What Happens When the Door of the American Dream Is Kicked In?

Question

What does citizenship mean when the sanctity of your home can be shattered before dawn? What does safety become when the agents sworn to protect it are the ones who leave you trembling in the snow? The story emerging from a quiet Minnesota street is not just about an immigration raid gone wrong—it’s a living, breathing question posed to the nation’s conscience.
Can you imagine it? A Sunday afternoon, the familiar sound of karaoke music filling the living room. Then, without warning, the crash of a door being forced open. Armed officers swarm inside. For Chong “Scott” Thao, a 56-year-old man who has called America home since he was a child refugee from Laos, this was not a scene from a movie. It was the moment his reality fractured.
The immediate question his family asked: Who are you, and what do you want? According to them, no warrant was shown. No identification was requested. Only orders were given.
But the more searing question, captured on video and now etched into his family’s memory, came next: Is this how we treat human beings? Thao, a naturalized U.S. citizen since 1991, was led outside into a 12-degree winter day wearing only his boxer shorts and sandals. Pleas for clothing were denied. The only shield for his dignity and his skin against the cold was a small blanket, still warm from his four-year-old grandson’s nap.
Officials later stated they were investigating sex offenders at the address and detained Thao because he “matched a description” and declined to be identified. But what happens when protocol collides with humanity? When “standard procedure” results in a grandfather kneeling on ice, covered in a child’s blanket? His family insists no one matching that description lives there—just Thao, his son, his daughter-in-law, and his toddler grandson. So, what is the cost of a mistake, and who bears the weight of that shame?
The physical ordeal ended hours later when agents, having taken his fingerprints and photo, returned Thao without explanation. But the philosophical ordeal had just begun for his family.
His son, Chris, now voices the question that threatens the foundation of their American life: “If this is going to turn out to be America, what are we doing here? Why are we here?” It is a question of profound betrayal. They came for safety, for a bright future, for the rule of law. So, what do you do when the law, in your own living room, feels like lawlessness?
And what does it do to a country when its own citizens are afraid of the very authorities meant to serve them? Thao, during his detention, feared being deported to a homeland he hasn’t seen since infancy. His fear highlights a terrifying paradox: How secure can a nation be if its actions plant the seeds of such deep, personal insecurity within its own people?
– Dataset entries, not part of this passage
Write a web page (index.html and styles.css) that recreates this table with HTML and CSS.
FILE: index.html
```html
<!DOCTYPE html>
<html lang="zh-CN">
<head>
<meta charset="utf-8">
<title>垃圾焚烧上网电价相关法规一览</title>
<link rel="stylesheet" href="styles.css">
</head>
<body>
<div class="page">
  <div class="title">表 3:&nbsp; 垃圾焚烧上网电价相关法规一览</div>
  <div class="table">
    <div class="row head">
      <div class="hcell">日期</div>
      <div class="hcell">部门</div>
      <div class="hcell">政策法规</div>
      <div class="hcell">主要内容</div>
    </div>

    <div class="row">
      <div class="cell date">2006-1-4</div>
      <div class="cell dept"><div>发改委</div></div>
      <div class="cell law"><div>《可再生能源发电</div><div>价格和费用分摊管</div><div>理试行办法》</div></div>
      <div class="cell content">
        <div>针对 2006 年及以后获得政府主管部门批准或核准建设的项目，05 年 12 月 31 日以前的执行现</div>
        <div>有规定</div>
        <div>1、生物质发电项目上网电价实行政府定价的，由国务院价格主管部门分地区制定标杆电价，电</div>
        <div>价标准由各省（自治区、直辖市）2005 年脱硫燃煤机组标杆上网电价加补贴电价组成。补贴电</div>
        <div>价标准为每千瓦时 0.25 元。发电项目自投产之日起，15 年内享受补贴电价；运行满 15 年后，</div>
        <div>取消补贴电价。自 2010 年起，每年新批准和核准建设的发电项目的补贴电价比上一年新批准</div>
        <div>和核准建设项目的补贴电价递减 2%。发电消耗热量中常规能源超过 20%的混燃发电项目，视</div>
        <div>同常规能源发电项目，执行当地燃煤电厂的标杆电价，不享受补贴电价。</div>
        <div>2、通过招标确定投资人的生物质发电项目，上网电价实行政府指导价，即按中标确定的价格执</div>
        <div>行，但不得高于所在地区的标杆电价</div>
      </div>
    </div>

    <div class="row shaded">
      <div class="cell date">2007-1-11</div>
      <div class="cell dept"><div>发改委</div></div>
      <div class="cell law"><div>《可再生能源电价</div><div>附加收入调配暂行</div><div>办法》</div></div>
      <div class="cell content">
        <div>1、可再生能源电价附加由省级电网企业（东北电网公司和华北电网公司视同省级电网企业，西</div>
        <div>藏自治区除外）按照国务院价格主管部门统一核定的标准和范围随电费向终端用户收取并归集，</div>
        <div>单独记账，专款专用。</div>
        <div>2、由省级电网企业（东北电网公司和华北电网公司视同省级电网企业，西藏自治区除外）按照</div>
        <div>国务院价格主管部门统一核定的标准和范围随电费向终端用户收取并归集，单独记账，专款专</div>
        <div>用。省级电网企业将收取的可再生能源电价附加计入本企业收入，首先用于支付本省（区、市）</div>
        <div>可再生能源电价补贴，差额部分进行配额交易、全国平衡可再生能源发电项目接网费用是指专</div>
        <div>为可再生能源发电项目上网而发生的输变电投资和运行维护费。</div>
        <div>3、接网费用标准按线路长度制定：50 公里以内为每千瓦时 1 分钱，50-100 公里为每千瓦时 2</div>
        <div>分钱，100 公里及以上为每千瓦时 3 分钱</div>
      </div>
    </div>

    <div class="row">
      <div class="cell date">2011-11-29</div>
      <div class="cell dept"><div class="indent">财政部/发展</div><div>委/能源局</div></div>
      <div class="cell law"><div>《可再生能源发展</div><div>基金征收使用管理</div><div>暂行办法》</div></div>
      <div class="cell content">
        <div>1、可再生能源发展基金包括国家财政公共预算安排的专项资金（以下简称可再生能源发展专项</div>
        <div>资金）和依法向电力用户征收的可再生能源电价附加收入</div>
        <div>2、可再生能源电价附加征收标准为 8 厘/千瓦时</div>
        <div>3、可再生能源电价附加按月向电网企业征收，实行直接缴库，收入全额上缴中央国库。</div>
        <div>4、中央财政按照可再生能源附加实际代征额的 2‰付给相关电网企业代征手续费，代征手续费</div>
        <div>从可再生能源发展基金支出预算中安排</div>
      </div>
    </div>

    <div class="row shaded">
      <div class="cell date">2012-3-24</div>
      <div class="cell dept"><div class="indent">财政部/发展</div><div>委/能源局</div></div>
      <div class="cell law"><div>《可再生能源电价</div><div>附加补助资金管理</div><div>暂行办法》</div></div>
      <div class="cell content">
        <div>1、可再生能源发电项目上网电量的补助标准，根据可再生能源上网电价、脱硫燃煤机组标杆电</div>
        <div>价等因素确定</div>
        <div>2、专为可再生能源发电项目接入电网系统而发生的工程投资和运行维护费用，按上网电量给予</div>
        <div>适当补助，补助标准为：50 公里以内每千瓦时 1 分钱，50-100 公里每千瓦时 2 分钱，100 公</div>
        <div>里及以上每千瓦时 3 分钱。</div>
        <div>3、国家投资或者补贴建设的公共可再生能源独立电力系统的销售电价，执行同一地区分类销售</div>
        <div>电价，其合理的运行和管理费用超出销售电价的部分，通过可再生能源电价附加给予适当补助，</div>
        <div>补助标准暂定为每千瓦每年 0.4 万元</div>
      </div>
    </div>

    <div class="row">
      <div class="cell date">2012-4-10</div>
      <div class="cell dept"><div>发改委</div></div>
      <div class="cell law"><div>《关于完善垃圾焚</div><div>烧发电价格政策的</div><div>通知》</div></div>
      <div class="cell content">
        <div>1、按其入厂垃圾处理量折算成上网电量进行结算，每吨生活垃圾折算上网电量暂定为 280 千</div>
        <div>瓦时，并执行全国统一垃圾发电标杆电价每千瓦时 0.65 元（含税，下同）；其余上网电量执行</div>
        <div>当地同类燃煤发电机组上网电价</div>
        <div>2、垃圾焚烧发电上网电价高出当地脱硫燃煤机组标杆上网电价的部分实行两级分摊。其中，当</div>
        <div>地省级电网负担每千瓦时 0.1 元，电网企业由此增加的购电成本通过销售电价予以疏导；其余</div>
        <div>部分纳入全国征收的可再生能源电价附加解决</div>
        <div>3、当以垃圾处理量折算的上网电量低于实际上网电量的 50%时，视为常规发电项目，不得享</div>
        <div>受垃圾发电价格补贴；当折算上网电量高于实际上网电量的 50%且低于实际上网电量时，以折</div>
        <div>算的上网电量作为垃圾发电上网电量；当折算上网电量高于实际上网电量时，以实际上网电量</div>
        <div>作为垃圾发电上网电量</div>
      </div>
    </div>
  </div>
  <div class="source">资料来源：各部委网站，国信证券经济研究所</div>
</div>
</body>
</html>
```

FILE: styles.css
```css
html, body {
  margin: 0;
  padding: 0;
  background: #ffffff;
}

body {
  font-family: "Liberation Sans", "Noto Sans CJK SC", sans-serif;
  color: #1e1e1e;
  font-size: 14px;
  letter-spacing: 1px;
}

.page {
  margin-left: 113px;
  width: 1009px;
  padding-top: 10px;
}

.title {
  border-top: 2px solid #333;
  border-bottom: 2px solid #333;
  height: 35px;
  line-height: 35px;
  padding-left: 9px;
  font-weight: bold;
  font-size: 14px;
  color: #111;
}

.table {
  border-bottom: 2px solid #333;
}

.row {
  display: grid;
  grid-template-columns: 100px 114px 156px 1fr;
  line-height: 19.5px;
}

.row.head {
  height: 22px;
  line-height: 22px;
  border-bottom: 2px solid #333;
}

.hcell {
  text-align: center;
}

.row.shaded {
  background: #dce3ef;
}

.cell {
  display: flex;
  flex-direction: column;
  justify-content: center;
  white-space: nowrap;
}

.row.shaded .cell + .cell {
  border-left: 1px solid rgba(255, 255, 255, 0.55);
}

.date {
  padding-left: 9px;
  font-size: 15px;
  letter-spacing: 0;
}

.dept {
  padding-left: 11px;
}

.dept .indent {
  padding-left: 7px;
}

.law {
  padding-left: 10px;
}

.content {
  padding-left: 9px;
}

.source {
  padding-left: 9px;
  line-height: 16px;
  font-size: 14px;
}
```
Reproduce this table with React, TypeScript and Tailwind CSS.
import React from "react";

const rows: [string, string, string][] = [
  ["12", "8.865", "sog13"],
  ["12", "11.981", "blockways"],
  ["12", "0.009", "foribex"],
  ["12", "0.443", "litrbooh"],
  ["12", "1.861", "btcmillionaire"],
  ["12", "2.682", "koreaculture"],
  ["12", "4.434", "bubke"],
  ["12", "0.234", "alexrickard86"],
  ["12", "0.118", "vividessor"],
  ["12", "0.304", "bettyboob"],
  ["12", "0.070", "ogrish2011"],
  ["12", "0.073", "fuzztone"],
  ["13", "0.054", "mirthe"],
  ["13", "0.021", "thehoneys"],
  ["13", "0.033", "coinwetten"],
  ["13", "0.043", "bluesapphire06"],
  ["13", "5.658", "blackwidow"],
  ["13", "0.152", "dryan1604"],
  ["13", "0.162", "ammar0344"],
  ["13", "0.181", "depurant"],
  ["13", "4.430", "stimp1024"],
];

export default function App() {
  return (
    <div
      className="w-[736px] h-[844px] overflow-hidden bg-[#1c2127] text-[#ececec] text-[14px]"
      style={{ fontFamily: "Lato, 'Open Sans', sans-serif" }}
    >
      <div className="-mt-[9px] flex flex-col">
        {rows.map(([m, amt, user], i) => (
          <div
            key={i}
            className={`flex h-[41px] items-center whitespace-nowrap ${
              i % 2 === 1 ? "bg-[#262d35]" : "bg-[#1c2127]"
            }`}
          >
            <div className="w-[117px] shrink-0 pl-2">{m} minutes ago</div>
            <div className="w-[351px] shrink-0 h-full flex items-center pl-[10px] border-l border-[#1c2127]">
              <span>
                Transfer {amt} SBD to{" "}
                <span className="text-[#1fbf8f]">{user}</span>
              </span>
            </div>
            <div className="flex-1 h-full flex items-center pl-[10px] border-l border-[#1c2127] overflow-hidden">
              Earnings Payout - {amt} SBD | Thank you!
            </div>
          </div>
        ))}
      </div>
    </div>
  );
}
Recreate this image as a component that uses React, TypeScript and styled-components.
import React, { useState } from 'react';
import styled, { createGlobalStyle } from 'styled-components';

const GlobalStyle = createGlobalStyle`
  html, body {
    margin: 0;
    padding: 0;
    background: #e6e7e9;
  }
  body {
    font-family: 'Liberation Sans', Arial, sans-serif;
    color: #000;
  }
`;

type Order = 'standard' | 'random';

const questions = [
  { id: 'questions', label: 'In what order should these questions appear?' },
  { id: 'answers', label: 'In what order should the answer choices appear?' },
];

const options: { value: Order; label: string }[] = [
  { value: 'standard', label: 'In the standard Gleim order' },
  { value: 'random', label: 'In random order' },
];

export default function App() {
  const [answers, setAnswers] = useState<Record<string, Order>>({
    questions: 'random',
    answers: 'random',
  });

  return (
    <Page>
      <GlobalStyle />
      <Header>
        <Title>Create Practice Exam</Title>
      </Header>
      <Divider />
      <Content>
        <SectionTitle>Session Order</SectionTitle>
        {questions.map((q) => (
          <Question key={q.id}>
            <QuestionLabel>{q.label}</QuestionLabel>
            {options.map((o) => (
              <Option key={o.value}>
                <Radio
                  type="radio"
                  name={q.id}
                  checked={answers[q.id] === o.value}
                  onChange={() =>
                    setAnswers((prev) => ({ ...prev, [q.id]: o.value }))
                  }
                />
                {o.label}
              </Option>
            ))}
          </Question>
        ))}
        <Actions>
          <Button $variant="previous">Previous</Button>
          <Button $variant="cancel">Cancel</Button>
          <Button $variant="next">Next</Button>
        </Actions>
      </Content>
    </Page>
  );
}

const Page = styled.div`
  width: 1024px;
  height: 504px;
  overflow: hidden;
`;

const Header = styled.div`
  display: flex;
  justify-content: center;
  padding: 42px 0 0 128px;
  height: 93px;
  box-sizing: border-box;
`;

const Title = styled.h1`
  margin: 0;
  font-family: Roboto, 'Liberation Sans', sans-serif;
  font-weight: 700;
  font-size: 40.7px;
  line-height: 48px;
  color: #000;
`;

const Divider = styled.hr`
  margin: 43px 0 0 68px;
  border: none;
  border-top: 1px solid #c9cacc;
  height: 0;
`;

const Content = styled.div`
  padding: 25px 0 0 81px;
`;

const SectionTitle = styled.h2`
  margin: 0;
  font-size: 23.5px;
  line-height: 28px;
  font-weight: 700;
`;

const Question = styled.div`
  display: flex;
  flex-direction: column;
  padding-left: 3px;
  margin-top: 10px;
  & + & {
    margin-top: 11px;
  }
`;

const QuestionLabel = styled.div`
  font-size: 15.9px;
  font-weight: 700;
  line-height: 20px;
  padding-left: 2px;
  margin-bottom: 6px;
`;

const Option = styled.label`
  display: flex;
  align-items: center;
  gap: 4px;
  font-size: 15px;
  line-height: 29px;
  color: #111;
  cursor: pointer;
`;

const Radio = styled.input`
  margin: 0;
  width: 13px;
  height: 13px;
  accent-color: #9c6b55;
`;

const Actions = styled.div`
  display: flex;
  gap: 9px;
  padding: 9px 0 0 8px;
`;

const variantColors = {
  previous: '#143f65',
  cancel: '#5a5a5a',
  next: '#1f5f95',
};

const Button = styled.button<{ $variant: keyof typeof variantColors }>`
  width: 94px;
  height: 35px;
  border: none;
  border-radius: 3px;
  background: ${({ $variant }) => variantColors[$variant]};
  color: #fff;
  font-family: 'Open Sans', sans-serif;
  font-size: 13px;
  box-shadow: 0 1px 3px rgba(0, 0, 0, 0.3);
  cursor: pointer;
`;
A U.S. district judge had just days prior warned of tactics that would “chill” constitutional freedoms. Is this the chill she meant? Not a legal term, but a literal, physical chill, felt in the bones of a man on his own driveway?
The door will be repaired. The blanket is back on the couch. But some breaches are not so easily fixed. The incident leaves us not with easy answers, but with urgent, uncomfortable questions about identity, justice, and what we are willing to accept in the name of security.
When we kick down doors, what are we ultimately breaking inside ourselves?